Multi Story – Crimson Stone
(60:47, CD, Festival Music/Just for Kicks, 2016)
Der Name Multi Story dürfte dem einen oder anderen Zeitzeugen seliger Neo-Prog-Zeiten anfangs der 1980er-Jahre noch bekannt sein. Im Fahrwasser von Bands wie Marillion, Pallas und IQ fanden damals auch Platten etlicher Bands aus der zweiten oder dritten Reihe den Weg in deutsche Läden. So auch die von Multi Story.
Das Debüt mit dem Titel “East West”, das stilistisch ein wenig an Magnum, Pendragon und Pallas angelehnt war, wurde zu einer Art Geheimtipp. Es folgte ein zweites, wenig erfolgreiches Album mit Nicolas Grantley als neuem Sänger, der Jahre später als Frontmann der Band Feeder noch zu einiger Berühmtheit auf den britischen Inseln kommen sollte. Danach gerieten Multi Story schlicht in Vergessenheit.
Umso überraschender ist es, dass es nun, nach annähernd 30 Jahren Sendepause, zu einem Comeback der Formation mit den beiden Ur-Mitgliedern Paul Ford und Rob Wilsher kommt. Mit dem ersten Tönen aus den Boxen beschleicht den Hörer allerdings das Gefühl, dass diese Aufnahmen möglicherweise genau diese Zeitspanne lang im Archiv lagerten, um erst jetzt das Licht der Welt zu erblicken. “Crimson Stone” ist Neo-Prog der ersten Stunde in seiner reinsten Erscheinungsform. Instrumentarium, Kompositionen und Produktion – alles klingt nach 1985.

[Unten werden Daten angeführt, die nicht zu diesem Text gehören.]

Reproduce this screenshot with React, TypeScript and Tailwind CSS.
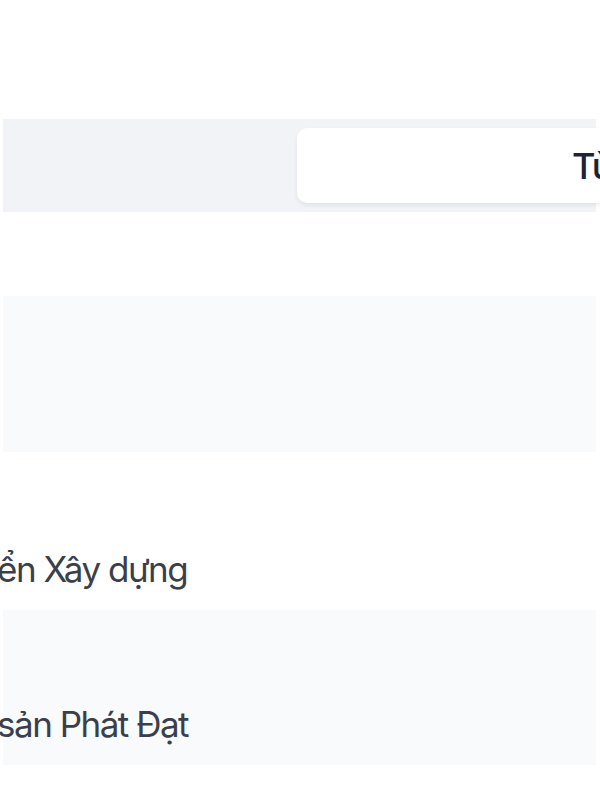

Ein Blick ins Booklet verrät allerdings, dass das Werk in jüngerer Vergangenheit entstanden ist. Insbesondere in Bezug auf die Produktion hat das zwar einen gewissen Charme, ist allerdings klanglich nicht auf der Höhe der Zeit. Aus musikalischer Sicht ist diese Zeitreise in erster Linie für Fans der schon angesprochenen Pendragon und Pallas interessant. Wer Alben wie “The Jewel” oder “The Sentinel” mochte, wird sich bei Epen wie ‘Murmuration’, ’12:16′ und ganz besonders beim Titelsong ‘Crimson Stone’ zu Hause fühlen und an längst vergangene Zeiten denken. ‘Tutankhamun’ ist allem Anschein nach sogar das Remake eines Titels der ersten Kassetten-Veröffentlichung “Charms” von Multi Story aus dem Jahr 1984. Die Mundharmonika zu Beginn von ‘Black Gold’ bringt den Rezensenten zum Schmunzeln und lässt ihn an alte ‘School’-Zeiten denken.
Die Affinität zum AOR, die auf den beiden ersten Alben recht deutlich zu Tage trat, wurde restlos unter den Neo-Prog-Keyboardteppich gekehrt. Somit kommt die Band heute bei genau dem Publikum an, das sie vor 30 Jahren noch nicht vollends überzeugen konnte. Da sich die Welt inzwischen weitergedreht hat und der eine oder andere Stern am Prog-Himmel aufgegangen und wieder erloschen ist, haben sich auch die Geschmäcker weiter entwickelt. So wirkt “Crimson Stone” doch etwas altbacken und bieder. Neo-Prog-Aficionados sollten allerdings zumindest mal ein Ohr riskieren. Es könnte sich lohnen.